Ale niesmak jednak pozostaje. Z prostego powodu: Gdynia Film Festival, nagradzając „W ciemności” w prawie wszystkich najważniejszych kategoriach, nie wykreował w ten sposób ani siebie, jako miejsca lansowania nowego kina polskiego, ani nie ułatwił życia filmom, nieraz ocenianym znakomicie, które miały to nieszczęście startować w konkursie głównym. Dopuszczenie do konkursu filmu, który na ekrany zawitał wiele miesięcy temu, który zagospodarował wokół siebie dużą przestrzeń marketingową, który zgromadził ponad milion widzów, o którym wiele już dyskutowano i który już jesienią 2011 wybrano jako reprezentanta kina polskiego w walce o najwartościowszą z nagród (i film Holland został do niej nominowany) – jest bezsensowne. Bo umniejsza tym samym znaczenie premierowych tytułów, które musiały podjąć walkę z lokalnym mistrzem, nagrodzonym i docenionym w kraju i za granicą.
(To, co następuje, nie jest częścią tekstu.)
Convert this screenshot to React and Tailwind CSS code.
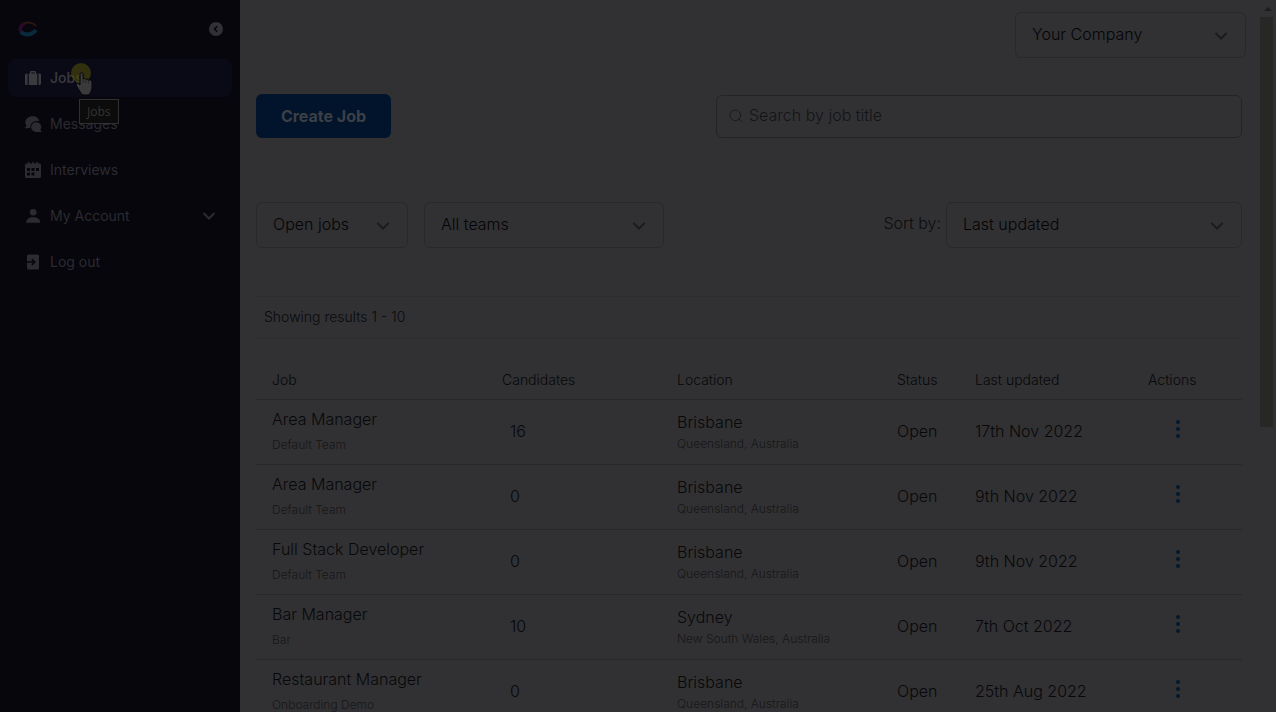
import React, { useState } from 'react';
import { Search } from 'lucide-react';

const SuitcaseIcon = () => (
    <svg viewBox="0 0 18 18" className="w-[18px] h-[18px]" fill="currentColor" aria-hidden="true">
        <path fillRule="evenodd" d="M4.700 4.500H6V3.300C6 2.500 6.500 2 7.300 2h3.400c.8 0 1.300.5 1.300 1.300v1.200h1.300V16H4.700zM7.500 4.500h3v-1h-3z" />
        <path d="M1 6a1.500 1.500 0 0 1 1.500-1.500h1V16h-1A1.500 1.500 0 0 1 1 14.500zM14.500 4.500h1A1.500 1.500 0 0 1 17 6v8.500a1.500 1.500 0 0 1-1.500 1.500h-1z" />
    </svg>
);

const MessagesIcon = () => (
    <svg viewBox="0 0 18 18" className="w-[18px] h-[18px]" fill="currentColor" aria-hidden="true">
        <path d="M8.800 1.200c3.400 0 6 2.100 6.600 5-5.400-1.400-9.400 2-9.100 6.800-.9 0-1.900.2-2.800.2H.9l-.1-.6c.9-.6 1.400-1.200 1.500-2.200-.6-1-1-2-1-3.100 0-3.400 3.400-6.100 7.500-6.100z" />
        <path d="M12.200 7.300c2.900 0 5 2.100 5 4.700 0 1-.3 1.800-.8 2.500.1.800.5 1.400 1.200 2l-.1.500h-5.300c-2.800 0-5-2.200-5-4.900 0-2.600 2.200-4.800 5-4.800z" />
    </svg>
);

const CalendarIcon = () => (
    <svg viewBox="0 0 18 18" className="w-[18px] h-[18px]" fill="currentColor" aria-hidden="true">
        <path fillRule="evenodd" d="M4 1h1.500v1.500h2.700V1h1.600v1.500h2.700V1H14v1.500h1.500A1.500 1.500 0 0 1 17 4v11.500a1.500 1.500 0 0 1-1.500 1.500h-13A1.500 1.500 0 0 1 1 15.500V4a1.500 1.500 0 0 1 1.500-1.500H4zM3 7v3h3V7zm4.500 0v3h3V7zM12 7v3h3V7zM3 11.500v3h3v-3zm4.500 0v3h3v-3z" />
    </svg>
);

const PersonIcon = () => (
    <svg viewBox="0 0 18 18" className="w-[18px] h-[18px]" fill="currentColor" aria-hidden="true">
        <circle cx="9.200" cy="5.300" r="3.300" />
        <path d="M2.200 15.800c0-3.600 2.600-5.600 7-5.600s7 2 7 5.600z" />
    </svg>
);

const LogoutIcon = () => (
    <svg viewBox="0 0 18 18" className="w-[18px] h-[18px]" aria-hidden="true">
        <path fill="currentColor" d="M4.500 1.500h9A1.500 1.500 0 0 1 15 3v12a1.500 1.500 0 0 1-1.500 1.500h-9A1.500 1.500 0 0 1 3 15V3a1.500 1.500 0 0 1 1.500-1.500z" />
        <path d="M3 9h7.500M7.800 6l3 3-3 3" fill="none" stroke="#06060c" strokeWidth="1.600" />
    </svg>
);

const Chevron = ({ className }) => (
    <svg viewBox="0 0 14 8" className={`w-[14px] h-2 ${className}`} fill="none" stroke="currentColor" strokeWidth="2" aria-hidden="true">
        <path d="M1.500 1L7 6.500 12.500 1" />
    </svg>
);

const Logo = () => (
    <svg viewBox="0 0 20 16" className="w-5 h-4" fill="none" aria-label="Home">
        <path d="M3.500 11.500C1 8 2.500 4 7 2.500" stroke="#2a0a28" strokeWidth="3.500" />
        <path d="M6 2.500c4-1.700 9-1 12 2.600" stroke="#2c160f" strokeWidth="2" />
        <path d="M3 10.800c3.500 4 11.500 3.500 15-1.800" stroke="#0a2a3c" strokeWidth="4" />
    </svg>
);

const navItems = [
    { label: 'Jobs', icon: <SuitcaseIcon />, active: true },
    { label: 'Messages', icon: <MessagesIcon /> },
    { label: 'Interviews', icon: <CalendarIcon /> },
    { label: 'My Account', icon: <PersonIcon />, expandable: true },
    { label: 'Log out', icon: <LogoutIcon /> },
];

const jobs = [
    { id: 1, title: 'Area Manager', team: 'Default Team', candidates: 16, city: 'Brisbane', region: 'Queensland, Australia', status: 'Open', updated: '17th Nov 2022' },
    { id: 2, title: 'Area Manager', team: 'Default Team', candidates: 0, city: 'Brisbane', region: 'Queensland, Australia', status: 'Open', updated: '9th Nov 2022' },
    { id: 3, title: 'Full Stack Developer', team: 'Default Team', candidates: 0, city: 'Brisbane', region: 'Queensland, Australia', status: 'Open', updated: '9th Nov 2022' },
    { id: 4, title: 'Bar Manager', team: 'Bar', candidates: 10, city: 'Sydney', region: 'New South Wales, Australia', status: 'Open', updated: '7th Oct 2022' },
    { id: 5, title: 'Restaurant Manager', team: 'Onboarding Demo', candidates: 0, city: 'Brisbane', region: 'Queensland, Australia', status: 'Open', updated: '25th Aug 2022' },
];

const Select = ({ id, label, option, className }) => (
    <div className={`relative ${className}`}>
        <select id={id} aria-label={label} className="w-full h-[46px] pl-4 pr-10 pb-[3px] appearance-none rounded-md border border-[#29292b] bg-transparent text-base text-[#040406]">
            <option>{option}</option>
        </select>
        <Chevron className="absolute right-[18px] top-5 pointer-events-none text-[#1b1b1d]" />
    </div>
);

const Sidebar = () => (
    <aside className="w-60 shrink-0 bg-[#06060c] text-[#2b2b31]">
        <div className="h-[59px] pl-[18px] pr-[17px] pb-0.5 flex items-center justify-between">
            <a href="#home"><Logo /></a>
            <button type="button" aria-label="Collapse menu">
                <svg viewBox="0 0 14 14" className="w-[14px] h-[14px]" aria-hidden="true">
                    <circle cx="7" cy="7" r="7" fill="#303035" />
                    <path d="M8.200 4.300L5.500 7l2.700 2.700" fill="none" stroke="#06060c" strokeWidth="1.500" />
                </svg>
            </button>
        </div>
        <nav className="px-2 flex flex-col gap-2">
            {navItems.map((item) => (
                <a
                    key={item.label}
                    href={`#${item.label}`}
                    className={`h-[38px] px-4 flex items-center rounded-lg text-sm ${item.active ? 'bg-[#0a0a17] text-[#3a3a3f] font-medium' : ''}`}
                >
                    <span className="w-[18px] mr-2 flex justify-center">{item.icon}</span>
                    {item.label}
                    {item.expandable && <Chevron className="ml-auto" />}
                </a>
            ))}
        </nav>
    </aside>
);

// Pointer, click highlight and native tooltip floating over the menu
const Pointer = () => (
    <>
        <div className="absolute left-[71px] top-[63px] w-5 h-5 rounded-full bg-[#4c4a0a]/60 pointer-events-none" />
        <svg viewBox="0 0 18 24" className="absolute left-[75px] top-[72px] w-[18px] h-6 pointer-events-none" aria-hidden="true">
            <path
                d="M5 2.200C5 .2 8.200.2 8.200 2.200v4.600c.8-.7 2.300-.4 2.700.7.800-.6 2.200-.3 2.600.8 1.300-.7 3.500-.2 3.500 1.700v5.500c0 2.500-1 3.500-1.700 5-.5 1.800-1.300 2.500-3 2.500H9c-1.700 0-2.500-1-3.300-2.500-.9-1.700-2.700-3.500-4.200-6.500-1-2.100 1-3.500 2.500-2l1 1z"
                fill="#3a3a3b"
                stroke="#050508"
            />
            <path d="M8.200 7v4M10.900 8v3M13.500 9v2.500" stroke="#1c1c20" strokeWidth="0.700" />
        </svg>
        <div role="tooltip" className="absolute left-[79px] top-[99px] px-[7px] h-[25px] leading-6 border border-[#303030] bg-[#0c0c0c] text-xs text-[#343434] font-['Open_Sans',sans-serif]">Jobs</div>
    </>
);

const JobsTable = () => (
    <table className="w-full table-fixed text-left text-[#08080a]">
        <thead>
            <tr className="h-[60px] border-b border-[#28282a] text-sm">
                <th className="w-[230px] px-4 pt-[22px] font-light">Job</th>
                <th className="w-[175px] px-4 pt-[22px] font-light">Candidates</th>
                <th className="w-[220px] px-4 pt-[22px] font-light">Location</th>
                <th className="w-[78px] pl-4 pt-[22px] font-light">Status</th>
                <th className="w-[173px] px-4 pt-[22px] font-light">Last updated</th>
                <th className="w-[110px] px-4 pt-[22px] font-light">Actions</th>
            </tr>
        </thead>
        <tbody>
            {jobs.map((job) => (
                <tr key={job.id} className="h-[65px] border-b border-[#28282a] whitespace-nowrap">
                    <td className="px-4 pb-0.5">
                        <p className="pb-1">{job.title}</p>
                        <p className="text-xs leading-5 text-[#161618]">{job.team}</p>
                    </td>
                    <td className="pl-6 pb-0.5">{job.candidates}</td>
                    <td className="px-4 pt-0.5">
                        <p className="leading-5">{job.city}</p>
                        <p className="pt-0.5 text-xs leading-5 text-[#161618]">{job.region}</p>
                    </td>
                    <td className="pl-4 pb-0.5">{job.status}</td>
                    <td className="px-4 pb-0.5">{job.updated}</td>
                    <td className="px-4 pb-0.5">
                        <button type="button" aria-label={`Actions for ${job.title}`} className="block ml-7 mb-1">
                            <svg viewBox="0 0 4 20" className="w-1 h-5" fill="#04182d" aria-hidden="true">
                                <circle cx="2" cy="3" r="2" />
                                <circle cx="2" cy="10" r="2" />
                                <circle cx="2" cy="17" r="2" />
                            </svg>
                        </button>
                    </td>
                </tr>
            ))}
        </tbody>
    </table>
);

const App = () => {
    const [query, setQuery] = useState('');

    return (
        <div className="relative h-screen flex overflow-hidden bg-[#313133] font-[Inter,sans-serif]">
            <Sidebar />

            <main className="flex-1 min-w-0 overflow-hidden font-light">
                <header className="pt-3 pr-[14px] flex justify-end">
                    <Select id="company" label="Company" option="Your Company" className="w-[231px]" />
                </header>

                <div className="pl-4 pr-[18px]">
                    <div className="mt-9 flex items-center justify-between">
                        <button type="button" className="w-[135px] h-11 rounded-md bg-[#02142b] text-base font-bold text-[#3c4046]">Create Job</button>
                        <div className="relative w-[526px]">
                            <Search className="absolute left-3 top-[13px] w-4 h-4 text-[#1b1b1d]" strokeWidth={1.5} />
                            <input
                                type="search"
                                aria-label="Search by job title"
                                placeholder="Search by job title"
                                value={query}
                                onChange={(e) => setQuery(e.target.value)}
                                className="block w-full h-[43px] pl-8 pr-4 pb-0.5 rounded-md border border-[#242426] bg-transparent text-base text-[#09090b] placeholder:text-[#141416]"
                            />
                        </div>
                    </div>

                    <div className="mt-16 flex items-center">
                        <Select id="job-status" label="Job status" option="Open jobs" className="w-[152px]" />
                        <Select id="team" label="Team" option="All teams" className="ml-4 w-60" />
                        <label htmlFor="sort" className="ml-auto mr-[5px] pb-1 text-base text-[#0c0c0e]">Sort by:</label>
                        <Select id="sort" option="Last updated" className="w-[296px]" />
                    </div>

                    <div className="mt-12 h-[43px] px-2 pb-0.5 flex items-center border-y border-[#2c2c2e] text-sm text-[#0a0a0c]">
                        Showing results 1 - 10
                    </div>

                    <JobsTable />
                </div>
            </main>

            <div className="w-4 shrink-0 flex flex-col" aria-hidden="true">
                <div className="h-[17px] flex items-center justify-center">
                    <div className="border-x-4 border-x-transparent border-b-4 border-b-[#1c1c1e]" />
                </div>
                <div className="w-[13px] h-3/5 max-h-[410px] bg-[#272726]" />
            </div>

            <Pointer />
        </div>
    );
};

export default App;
Uczestnictwo w tego typu rywalizacji z mistrzem – i sromotna przegrana peletonu – szczególnie na widzów działa demotywująco. Bo jakby nie było, to jednak Złote Lwy są nośnikiem pewnego prestiżu będącego dowodem na wysoką jakość filmu – bez dwóch zdań festiwal w Gdyni tego dowodzi od wielu lat, nawet jeśli poziom całości nie jest wysoki. Nagroda pozwala na skuteczniejsze sprzedanie filmu, bo co jak co, ale to o zwycięzcach się mówi najwięcej: to oni reprezentują kino polskie, a Złote Lwy mogą być marketingowym wabikiem. Przykładem niech będą „Mała Moskwa” i „Rewers”, które w kraju sprzedały się właśnie dlatego, że dostały ważne nagrody i w tym kontekście były sprzedawane. Samą jakością, choćby najwyższą, film się nie obroni.
Dlatego, mimo przedfestiwalowego kręcenia nosem, szkoda mi cholernie wysoko ocenianej „Obławy”, po której spodziewałem się wiele dobrego. Żal mi „Supermarketu”, którym zachwycił się stopklatkowy recenzent (polskie kino gatunkowe!). Szkoda Wojcieszka, który oczywiście został odebrany chłodno w jednym miejscu, a bardzo gorąco np. w Wyborczej i Rzepie. Zaskoczony byłem opiniami o „Moim rowerze” Trzaskalskiego, który uciekł od pretensjonalności i zrobił pogodny film rodzinny (dla dorosłych). „Jesteś Bogiem”, najgłośniejsza premiera w Gdyni, również spełnił pokładane w nim nadzieje, a same klipy wypuszczone ostatnio w sieć są naprawdę fajne. Plus zachwyty nad Marcinem Kowalczykiem – młody aktor, bodajże debiutant, doskonale przygotował się do roli Magika. Będzie hit. No i „Pokłosie” Pasikowskiego, dołączone w ostatniej chwili do konkursu. I podobno znakomite (wkrótce u nas recenzja Motodufa). Ten film, z racji swojej kontrowersyjności MÓWIENIA PRAWDY PROSTO W TWARZ ma szansę na duży sukces w kinach. Kibicuję Pasikowskiemu, który przypomni niedowiarkom, jak się robi kino gatunkowe („Pokłosie” to rasowy thriller) i walnie w mordę odpowiednio mocno, niczym Smarzowski w „Róży”.
Michał Chaciński musi się mocno zastanowić nad koncepcją przyszłorocznego konkursu głównego. Najbardziej sensowny byłby po prostu festiwal premier, które od majowego festiwalu rozpoczęłyby swoje życie. Dla tych, którzy nie zdążą, pozostaną Orły, podsumowujące rok i rozdawane w marcu. Proste rozwiązanie, no nie?